» **EXERCISE AIM**
In your copy, leave out the pictures; write out all the data exactly.

» **MATERIAL PROVIDED**

******

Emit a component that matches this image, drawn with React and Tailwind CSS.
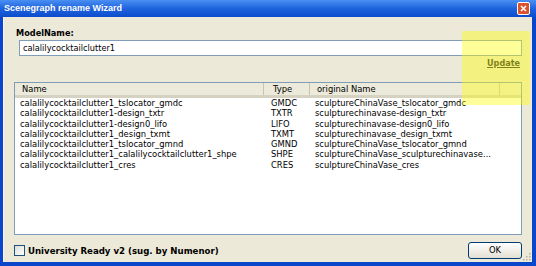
import React from 'react'

const rows = [
  ['calalilycocktailclutter1_tslocator_gmdc', 'GMDC', 'sculptureChinaVase_tslocator_gmdc'],
  ['calalilycocktailclutter1-design_txtr', 'TXTR', 'sculpturechinavase-design_txtr'],
  ['calalilycocktailclutter1-design0_lifo', 'LIFO', 'sculpturechinavase-design0_lifo'],
  ['calalilycocktailclutter1_design_txmt', 'TXMT', 'sculpturechinavase_design_txmt'],
  ['calalilycocktailclutter1_tslocator_gmnd', 'GMND', 'sculptureChinaVase_tslocator_gmnd'],
  ['calalilycocktailclutter1_calalilycocktailclutter1_shpe', 'SHPE', 'sculptureChinaVase_sculpturechinavase...'],
  ['calalilycocktailclutter1_cres', 'CRES', 'sculptureChinaVase_cres'],
]

const ui = { fontFamily: '"DejaVu Sans", Verdana, sans-serif' }

export default function App() {
  return (
    <div className="relative w-[536px] h-[266px] bg-[#0a46cc] flex flex-col overflow-hidden" style={ui}>
      {/* title bar */}
      <div className="h-[17px] shrink-0 flex items-center justify-between pl-[4px] pr-[6px] bg-linear-to-b from-[#4a8ff2] via-[#1f63de] to-[#0c4ccc]">
        <span className="text-white font-bold text-[9px] leading-none" style={{ fontFamily: '"Liberation Sans", Arial, sans-serif' }}>
          Scenegraph rename Wizard
        </span>
        <div className="w-[13px] h-[13px] rounded-[2px] border border-white bg-[#d9532c] flex items-center justify-center">
          <svg width="7" height="7" viewBox="0 0 7 7">
            <path d="M1 1L6 6M6 1L1 6" stroke="white" strokeWidth="1.6" />
          </svg>
        </div>
      </div>

      {/* client area */}
      <div className="relative flex-1 mx-[3px] mr-[4px] mb-[4px] bg-[#ece9d8] border-l border-[#f6f4ec] px-[10px] flex flex-col">
        <div className="mt-[11px] ml-[2px] h-[10px] leading-[10px] text-[8.2px] font-bold text-black">ModelName:</div>
        <div className="mt-[2px] ml-[5px] h-[16px] border border-[#7f9db9] bg-white flex items-center pl-[3px] text-[8.2px] text-black">
          calalilycocktailclutter1
        </div>
        <div className="mt-[2px] h-[10px] leading-[10px] self-end mr-[2px] text-[8.1px] font-bold underline text-[#2e2e2e]">Update</div>

        {/* list view */}
        <div className="mt-[14px] h-[153px] border border-[#7f9db9] bg-white flex flex-col text-[8.4px] text-black">
          <div className="h-[15px] shrink-0 bg-[#ebeadb] border-b-[3px] border-[#d6d2c2] flex items-center">
            <div className="w-[249px] h-full flex items-center pl-[7px] border-r border-[#c7c5b2]">Name</div>
            <div className="w-[46px] h-full flex items-center pl-[9px] border-r border-[#c7c5b2]">Type</div>
            <div className="w-[190px] h-full flex items-center pl-[7px] border-r border-[#c7c5b2]">original Name</div>
            <div className="flex-1" />
          </div>
          {rows.map(([a, b, c]) => (
            <div key={a} className="h-[10.3px] flex items-center leading-none whitespace-nowrap">
              <div className="w-[249px] pl-[5px]">{a}</div>
              <div className="w-[46px] pl-[7px]">{b}</div>
              <div className="pl-[5px]">{c}</div>
            </div>
          ))}
        </div>

        {/* bottom row */}
        <div className="mt-[7px] flex items-center justify-between">
          <div className="flex items-center gap-[3px] mt-[1px]">
            <div className="w-[11px] h-[11px] border border-[#1c5180] bg-linear-to-br from-[#dcdcd7] to-white" />
            <span className="text-[8.6px] font-bold text-black">University Ready v2 (sug. by Numenor)</span>
          </div>
          <div className="w-[54px] h-[17px] rounded-[3px] border border-[#003c74] bg-linear-to-b from-white to-[#e3e0d3] flex items-center justify-center text-[8.4px] text-black">
            OK
          </div>
        </div>

        {/* size grip */}
        <svg className="absolute right-[1px] bottom-[1px]" width="8" height="8" viewBox="0 0 8 8">
          <rect x="6" y="0" width="1.5" height="1.5" fill="#b5b2a2" />
          <rect x="3" y="3" width="1.5" height="1.5" fill="#b5b2a2" />
          <rect x="6" y="3" width="1.5" height="1.5" fill="#b5b2a2" />
          <rect x="0" y="6" width="1.5" height="1.5" fill="#b5b2a2" />
          <rect x="3" y="6" width="1.5" height="1.5" fill="#b5b2a2" />
          <rect x="6" y="6" width="1.5" height="1.5" fill="#b5b2a2" />
        </svg>
      </div>

      {/* yellow highlight annotation */}
      <div className="absolute left-[462px] top-[31px] w-[68px] h-[74px] bg-[#ffff00]/40 pointer-events-none" />
    </div>
  )
}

******

» **FINAL RESULT**
Emit a component that matches this image, drawn with React and Tailwind CSS.
import React from 'react'

const rows = [
  ['calalilycocktailclutter1_tslocator_gmdc', 'GMDC', 'sculptureChinaVase_tslocator_gmdc'],
  ['calalilycocktailclutter1-design_txtr', 'TXTR', 'sculpturechinavase-design_txtr'],
  ['calalilycocktailclutter1-design0_lifo', 'LIFO', 'sculpturechinavase-design0_lifo'],
  ['calalilycocktailclutter1_design_txmt', 'TXMT', 'sculpturechinavase_design_txmt'],
  ['calalilycocktailclutter1_tslocator_gmnd', 'GMND', 'sculptureChinaVase_tslocator_gmnd'],
  ['calalilycocktailclutter1_calalilycocktailclutter1_shpe', 'SHPE', 'sculptureChinaVase_sculpturechinavase...'],
  ['calalilycocktailclutter1_cres', 'CRES', 'sculptureChinaVase_cres'],
]

const ui = { fontFamily: '"DejaVu Sans", Verdana, sans-serif' }

export default function App() {
  return (
    <div className="relative w-[536px] h-[266px] bg-[#0a46cc] flex flex-col overflow-hidden" style={ui}>
      {/* title bar */}
      <div className="h-[17px] shrink-0 flex items-center justify-between pl-[4px] pr-[6px] bg-linear-to-b from-[#4a8ff2] via-[#1f63de] to-[#0c4ccc]">
        <span className="text-white font-bold text-[9px] leading-none" style={{ fontFamily: '"Liberation Sans", Arial, sans-serif' }}>
          Scenegraph rename Wizard
        </span>
        <div className="w-[13px] h-[13px] rounded-[2px] border border-white bg-[#d9532c] flex items-center justify-center">
          <svg width="7" height="7" viewBox="0 0 7 7">
            <path d="M1 1L6 6M6 1L1 6" stroke="white" strokeWidth="1.6" />
          </svg>
        </div>
      </div>

      {/* client area */}
      <div className="relative flex-1 mx-[3px] mr-[4px] mb-[4px] bg-[#ece9d8] border-l border-[#f6f4ec] px-[10px] flex flex-col">
        <div className="mt-[11px] ml-[2px] h-[10px] leading-[10px] text-[8.2px] font-bold text-black">ModelName:</div>
        <div className="mt-[2px] ml-[5px] h-[16px] border border-[#7f9db9] bg-white flex items-center pl-[3px] text-[8.2px] text-black">
          calalilycocktailclutter1
        </div>
        <div className="mt-[2px] h-[10px] leading-[10px] self-end mr-[2px] text-[8.1px] font-bold underline text-[#2e2e2e]">Update</div>

        {/* list view */}
        <div className="mt-[14px] h-[153px] border border-[#7f9db9] bg-white flex flex-col text-[8.4px] text-black">
          <div className="h-[15px] shrink-0 bg-[#ebeadb] border-b-[3px] border-[#d6d2c2] flex items-center">
            <div className="w-[249px] h-full flex items-center pl-[7px] border-r border-[#c7c5b2]">Name</div>
            <div className="w-[46px] h-full flex items-center pl-[9px] border-r border-[#c7c5b2]">Type</div>
            <div className="w-[190px] h-full flex items-center pl-[7px] border-r border-[#c7c5b2]">original Name</div>
            <div className="flex-1" />
          </div>
          {rows.map(([a, b, c]) => (
            <div key={a} className="h-[10.3px] flex items-center leading-none whitespace-nowrap">
              <div className="w-[249px] pl-[5px]">{a}</div>
              <div className="w-[46px] pl-[7px]">{b}</div>
              <div className="pl-[5px]">{c}</div>
            </div>
          ))}
        </div>

        {/* bottom row */}
        <div className="mt-[7px] flex items-center justify-between">
          <div className="flex items-center gap-[3px] mt-[1px]">
            <div className="w-[11px] h-[11px] border border-[#1c5180] bg-linear-to-br from-[#dcdcd7] to-white" />
            <span className="text-[8.6px] font-bold text-black">University Ready v2 (sug. by Numenor)</span>
          </div>
          <div className="w-[54px] h-[17px] rounded-[3px] border border-[#003c74] bg-linear-to-b from-white to-[#e3e0d3] flex items-center justify-center text-[8.4px] text-black">
            OK
          </div>
        </div>

        {/* size grip */}
        <svg className="absolute right-[1px] bottom-[1px]" width="8" height="8" viewBox="0 0 8 8">
          <rect x="6" y="0" width="1.5" height="1.5" fill="#b5b2a2" />
          <rect x="3" y="3" width="1.5" height="1.5" fill="#b5b2a2" />
          <rect x="6" y="3" width="1.5" height="1.5" fill="#b5b2a2" />
          <rect x="0" y="6" width="1.5" height="1.5" fill="#b5b2a2" />
          <rect x="3" y="6" width="1.5" height="1.5" fill="#b5b2a2" />
          <rect x="6" y="6" width="1.5" height="1.5" fill="#b5b2a2" />
        </svg>
      </div>

      {/* yellow highlight annotation */}
      <div className="absolute left-[462px] top-[31px] w-[68px] h-[74px] bg-[#ffff00]/40 pointer-events-none" />
    </div>
  )
}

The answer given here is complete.